FFC: I’m excited when I find myself believing in an author’s created “world.” How do you go about creating a place that both unique and seemingly authentic?
Jennifer: Oh goodness. That’s hard because I don’t really consider myself a world-builder, at least, not on a grand scale. I have one writer friend who is fantastic at it and I admire her abilities to an insane degree. I guess, for me, I have to start small. I choose one thing and build out from there. Perhaps a building or a city.
I’m working on a novel-length work now where I started with the thought of a city where the people wear jeweled animal masks to hide their faces. I didn’t know why they wore the masks; I didn’t know what the city looked like, but it was something that fascinated me, and seemed wondrous and interesting and enchanting. With that as my foundation I kept (or at least I hope I did) that sense and feel as I built and as my characters moved through the city and through another city and through the marsh near the city.
Each detail built on the other in a certain way, so I guess the answer to the first part of the question—how I create something that’s unique—is that I like to imagine things, places, worlds that are wondrous to me. Places I would like to explore. Places that make me think, “what’s around that corner? What’s in that hidden knell?” Sometimes I leave those questions unanswered and it makes the place even more alluring.
As for authentic, I think there’s always an element of logic. If you follow an idea to logical ends, it comes off as authentic. Especially if some of those ideas are grounded in what we see in the world around us. For example, the idea of an Earl or a Duke ruling an area is one rooted in history. I think, too, the world you create can’t be isolated from your characters. Setting and characters are one; they interact together in time and space.
FFC: What other stories have you written in the fantasy genre? What other genres do you like to work in?
Jennifer: EDF published another one of my stories, “Autumn in the Shenandoah,” back in April. I also have a folder with a couple of shorts I need to find a good home for. Honestly, the past few years have been taken up with my graduate degree, and I wasn’t able to think about submissions. As for genres, I stick to fantasy. I’ve tried others, but they don’t hold my interest or my imagination as much.
FFC: From your bio, I see you teach college level science. What part does this experience play in your writing?
Jennifer: It’s both a positive and a negative. Being a scientist in general lends particularly well to writing in that, with science, you have to be able to analyze something and figure out all the evidence, and then present that evidence to make someone believe what you’re saying. This is especially true in my field of geology where I’m telling stories of the earth, and I have to recreate whole environments from nothing, but pebbles and sand, and then make undergraduate students, who may know nothing about science, understand and be interested in the story of the earth. That’s what writing is too, in a way. I’m trying to create something that people will believe, like, and be interested in, but if I don’t present my story in an appropriate way, it can fall flat on its face.

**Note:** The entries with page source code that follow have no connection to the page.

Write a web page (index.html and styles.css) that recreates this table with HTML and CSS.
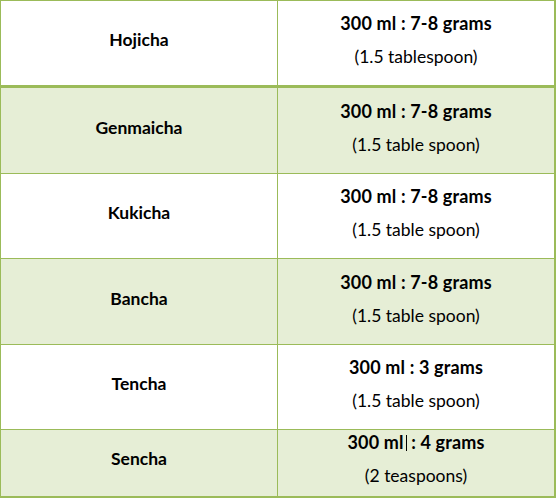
FILE: index.html
```html
<!DOCTYPE html>
<html>
<head>
<meta charset="utf-8">
<link rel="stylesheet" href="styles.css">
</head>
<body>
<div class="grid">
  <div class="cell name first">Hojicha</div>
  <div class="cell amount first"><div class="l1">300 ml : 7-8 grams</div><div class="l2">(1.5 tablespoon)</div></div>

  <div class="cell name shade">Genmaicha</div>
  <div class="cell amount shade"><div class="l1">300 ml : 7-8 grams</div><div class="l2">(1.5 table spoon)</div></div>

  <div class="cell name">Kukicha</div>
  <div class="cell amount"><div class="l1">300 ml : 7-8 grams</div><div class="l2">(1.5 table spoon)</div></div>

  <div class="cell name shade">Bancha</div>
  <div class="cell amount shade"><div class="l1">300 ml : 7-8 grams</div><div class="l2">(1.5 table spoon)</div></div>

  <div class="cell name">Tencha</div>
  <div class="cell amount"><div class="l1">300 ml : 3 grams</div><div class="l2">(1.5 table spoon)</div></div>

  <div class="cell name shade last">Sencha</div>
  <div class="cell amount shade last"><div class="l1">300 ml<span class="caret"></span> : 4 grams</div><div class="l2">(2 teaspoons)</div></div>
</div>
</body>
</html>
```

FILE: styles.css
```css
html, body {
  margin: 0;
  padding: 0;
  background: #ffffff;
}

.grid {
  display: grid;
  grid-template-columns: 276px 276px;
  grid-template-rows: 86px 85px 84px 85px 84px 66px;
  gap: 1px;
  width: 553px;
  padding: 1px 2px 2px 1px;
  background: #9bbb59;
  font-family: "Lato", "Open Sans", sans-serif;
  color: #000;
}

.cell {
  box-sizing: border-box;
  background: #ffffff;
  display: flex;
  flex-direction: column;
  align-items: center;
  justify-content: center;
  padding-bottom: 6px;
}

.cell.shade {
  background: #e6eed6;
}

.cell.first {
  border-bottom: 2px solid #9bbb59;
}

.cell.last {
  justify-content: flex-start;
  padding-top: 0;
  padding-bottom: 8px;
}

.cell.name.last {
  justify-content: center;
}

.name {
  font-weight: 700;
  font-size: 17.5px;
  line-height: 24px;
}

.amount .l1 {
  font-weight: 700;
  font-size: 18px;
  letter-spacing: 0.15px;
  line-height: 24px;
}

.amount .l2 {
  font-weight: 400;
  font-size: 17.5px;
  line-height: 24px;
  margin-top: 10px;
}

.caret {
  display: inline-block;
  width: 1px;
  height: 16px;
  background: #000;
  vertical-align: -2px;
  margin-left: 2px;
}
```
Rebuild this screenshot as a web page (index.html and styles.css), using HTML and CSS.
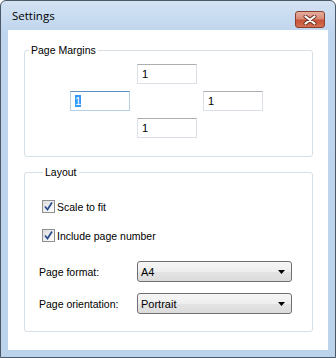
FILE: index.html
```html
<!DOCTYPE html>
<html lang="en">
  <head>
    <meta charset="UTF-8" />
    <title>Settings</title>
    <link rel="stylesheet" href="styles.css">
  </head>
  <body>
    <div class="window">
      <!-- title bar -->
      <div class="titlebar">
        <span class="title">Settings</span>
        <div class="close">
          <svg width="14" height="10" viewBox="0 0 14 10">
            <path d="M2.5 1.5 L11.5 8.5 M11.5 1.5 L2.5 8.5" stroke="#6b3026" stroke-width="4" stroke-linecap="round" />
            <path d="M2.5 1.5 L11.5 8.5 M11.5 1.5 L2.5 8.5" stroke="#ffffff" stroke-width="2.2" stroke-linecap="round" />
          </svg>
        </div>
      </div>

      <div class="client">
        <!-- Page Margins -->
        <fieldset class="group margins">
          <legend>Page Margins</legend>
          <div class="margin-grid">
            <div class="textbox top">1</div>
            <div class="textbox left focused"><span class="selected">1</span></div>
            <div class="textbox right">1</div>
            <div class="textbox bottom">1</div>
          </div>
        </fieldset>

        <!-- Layout -->
        <fieldset class="group layout">
          <legend>Layout</legend>
          <div class="check-row first">
            <span class="checkbox">
              <svg width="9" height="9" viewBox="0 0 9 9">
                <path d="M1 4.5 L3.5 7.5 L8 0.5" fill="none" stroke="#2d4d8e" stroke-width="1.8" />
              </svg>
            </span>
            <span>Scale to fit</span>
          </div>
          <div class="check-row">
            <span class="checkbox">
              <svg width="9" height="9" viewBox="0 0 9 9">
                <path d="M1 4.5 L3.5 7.5 L8 0.5" fill="none" stroke="#2d4d8e" stroke-width="1.8" />
              </svg>
            </span>
            <span>Include page number</span>
          </div>
          <div class="field-row first-select">
            <span class="label">Page format:</span>
            <div class="combo">
              <span>A4</span>
              <svg width="7" height="4" viewBox="0 0 7 4"><path d="M0 0 H7 L3.5 4 Z" fill="#000" /></svg>
            </div>
          </div>
          <div class="field-row">
            <span class="label">Page orientation:</span>
            <div class="combo">
              <span>Portrait</span>
              <svg width="7" height="4" viewBox="0 0 7 4"><path d="M0 0 H7 L3.5 4 Z" fill="#000" /></svg>
            </div>
          </div>
        </fieldset>
      </div>
    </div>
  </body>
</html>
```

FILE: styles.css
```css
body {
  margin: 0;
  font-family: "Liberation Sans", Arial, sans-serif;
  font-size: 10.5px;
  color: #000;
}

/* window frame */
.window {
  width: 336px;
  height: 358px;
  box-sizing: border-box;
  border: 1px solid #4a5868;
  border-radius: 6px 6px 0 0;
  background: linear-gradient(to bottom, #d2e2f3 0px, #c0d6ee 30px, #bcd3ec 100%);
  display: flex;
  flex-direction: column;
}

.titlebar {
  height: 29px;
  display: flex;
  align-items: flex-start;
  justify-content: space-between;
}

.title {
  font-family: "Open Sans", sans-serif;
  font-size: 11.5px;
  margin: 7px 0 0 11px;
}

.close {
  width: 30px;
  height: 17px;
  margin: 10px 10px 0 0;
  box-sizing: border-box;
  border: 1px solid #8a3e30;
  border-radius: 3px;
  background: linear-gradient(to bottom, #e6ad9e 0%, #d88b75 45%, #c7523a 55%, #d4704f 100%);
  display: flex;
  align-items: center;
  justify-content: center;
}

.client {
  margin: 0 7px 7px 7px;
  height: 320px;
  background: #fff;
  padding-top: 13px;
  box-sizing: border-box;
}

/* group boxes */
.group {
  margin: 0 15px 0 16px;
  border: 1px solid #d5dfe5;
  border-radius: 3px;
  padding: 0;
}

.group legend {
  margin-left: 4px;
  padding: 0 2px;
  line-height: 14px;
}

.margins {
  padding: 7px 0 18px 0;
}

.margin-grid {
  display: grid;
  grid-template-columns: 67px 66px 60px;
  grid-template-rows: 20px 20px 20px;
  row-gap: 7px;
  margin-left: 45px;
}

.textbox {
  width: 60px;
  box-sizing: border-box;
  border: 1px solid #dbdfe6;
  border-top-color: #abadb3;
  padding: 0 4px;
  line-height: 18px;
  font-size: 11px;
}

.textbox.top {
  grid-column: 2;
  grid-row: 1;
}

.textbox.left {
  grid-column: 1;
  grid-row: 2;
}

.textbox.right {
  grid-column: 3;
  grid-row: 2;
}

.textbox.bottom {
  grid-column: 2;
  grid-row: 3;
}

.textbox.focused {
  border-color: #b5cfe7;
  border-top-color: #5d8fc0;
}

.selected {
  background: #3399ff;
  color: #fff;
}

/* layout group */
.layout {
  margin-top: 8px;
  padding: 0 20px 17px 14px;
}

.check-row {
  display: flex;
  align-items: center;
  height: 13px;
  margin-top: 16px;
  padding-left: 3px;
}

.check-row.first {
  margin-top: 21px;
}

.checkbox {
  width: 13px;
  height: 13px;
  box-sizing: border-box;
  border: 1px solid #8e8f8f;
  background: linear-gradient(135deg, #dcdcdc 0%, #f5f5f5 70%, #ffffff 100%);
  display: flex;
  align-items: center;
  justify-content: center;
  margin-right: 2px;
}

.field-row {
  display: grid;
  grid-template-columns: 98px 155px;
  align-items: center;
  margin-top: 11px;
}

.field-row.first-select {
  margin-top: 19px;
}

.combo {
  height: 21px;
  box-sizing: border-box;
  border: 1px solid #707070;
  border-radius: 3px;
  background: linear-gradient(to bottom, #f6f6f6 0%, #eeeeee 50%, #e4e4e4 51%, #dcdcdc 100%);
  display: flex;
  align-items: center;
  justify-content: space-between;
  padding: 0 6px 0 3px;
  font-size: 11px;
}
```
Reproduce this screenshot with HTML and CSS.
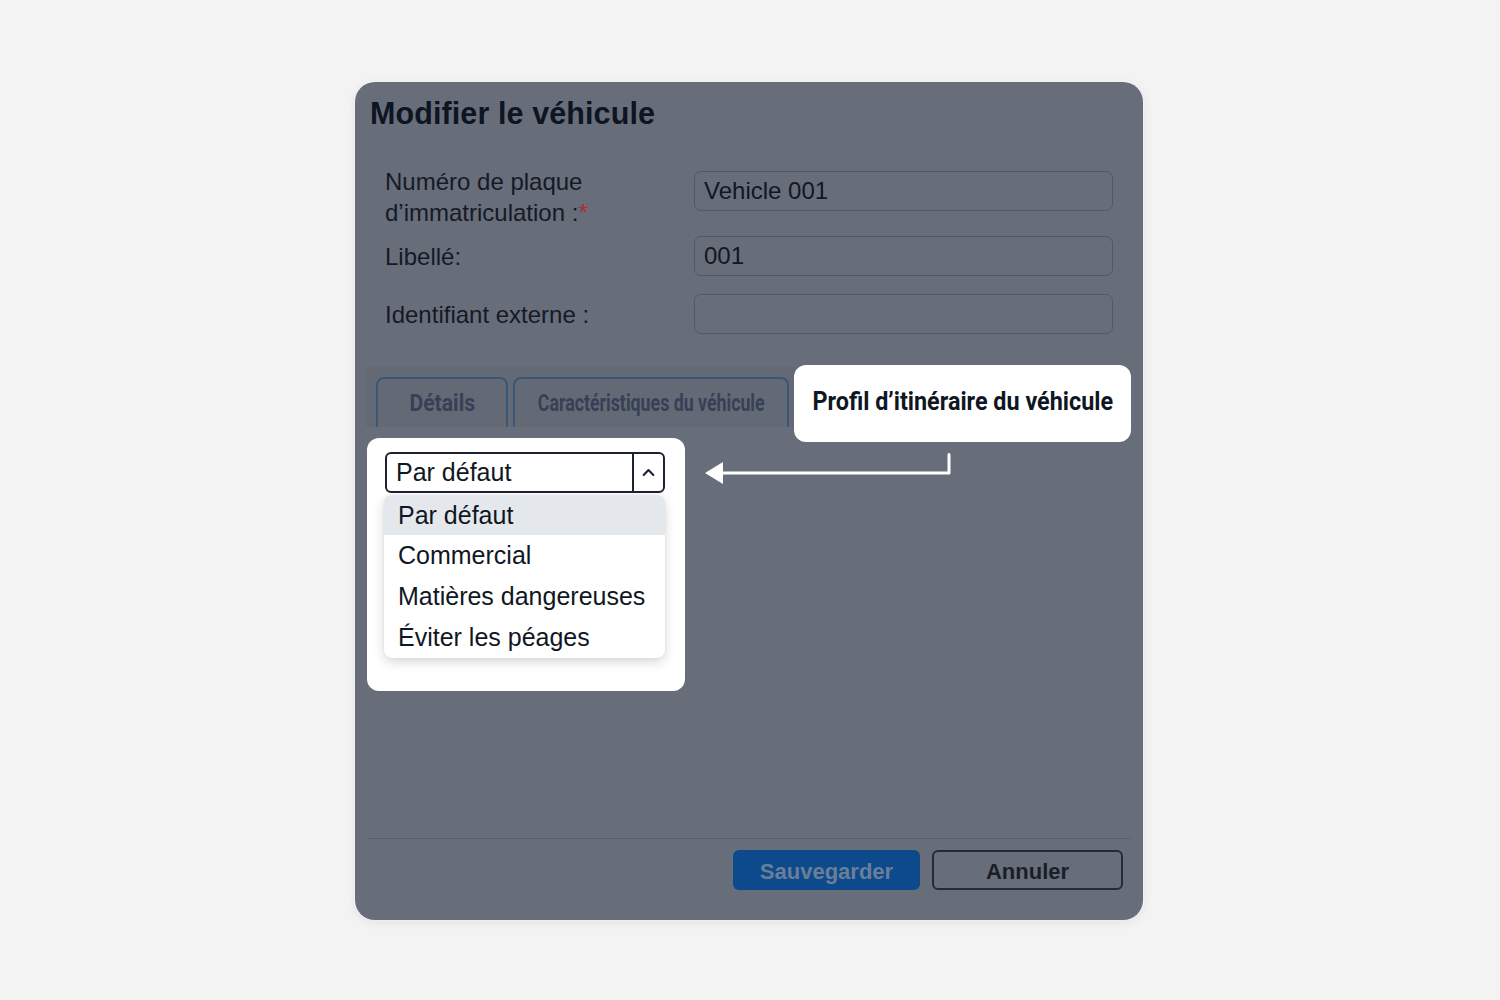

The negative side of all this is that writing for the sciences is very different from writing creatively, so much so that I get all muddled if my worlds overlap too much. In fact, when I was writing my thesis, I had to stop writing creatively because my thesis was becoming, in the words of my committee, “too informal and not science-y enough.” Now, though, since I have no science writing to do, I can focus back on the creative.
FFC: Many of our readers write speculative fiction. What advice do you have for those who are just starting to write?
Jennifer: Read. Read, read, read. Read everything and figure out what you like and what you don’t like. More importantly, figure out why you do or do not love something. And don’t be afraid of your imagination.
FFC: I’m curious about who you read, what writers you admire. Can you share some of your favorites with us?
Jennifer: I think a clear one is, of course, Patricia A. McKillip. I admire her and respect her, and I remember when I first read her work, I felt as if I had found a kindred spirit. While I like epic fantasy and more traditional fantasy, it’s not what I like to write. I like to write things that are a little different, enchanting and beautiful, and so, when I was younger, I felt a little insecure that what I wrote was a little different from the things I read. Then my mother gave me “The Riddlemaster of Hed,” and I thought, “Aha! Here’s someone like me. It’s okay to write like I do.” That book remains my favorite book to this day.
P.C. Hodgell is another writer I love. Her character, Jamethiel Knorth is such a fantastic example of a strong female character, whose strength lies in her character and not any martial ability or snarky dialogue. As for Ms. Hodgell’s world-building…well, I could gush about her talents for hours.
Tad Williams is great. He makes his characters so human and so relatable. I’ve never read a Tad Williams book I didn’t like.
And also George MacDonald. I admire him greatly. When I first read his Phantastes, I was blown away. I can see how he inspired writers like C.S. Lewis.
FFC: Thanks, Jennifer, for taking the time to answer my questions. It has been a delight getting to know you better.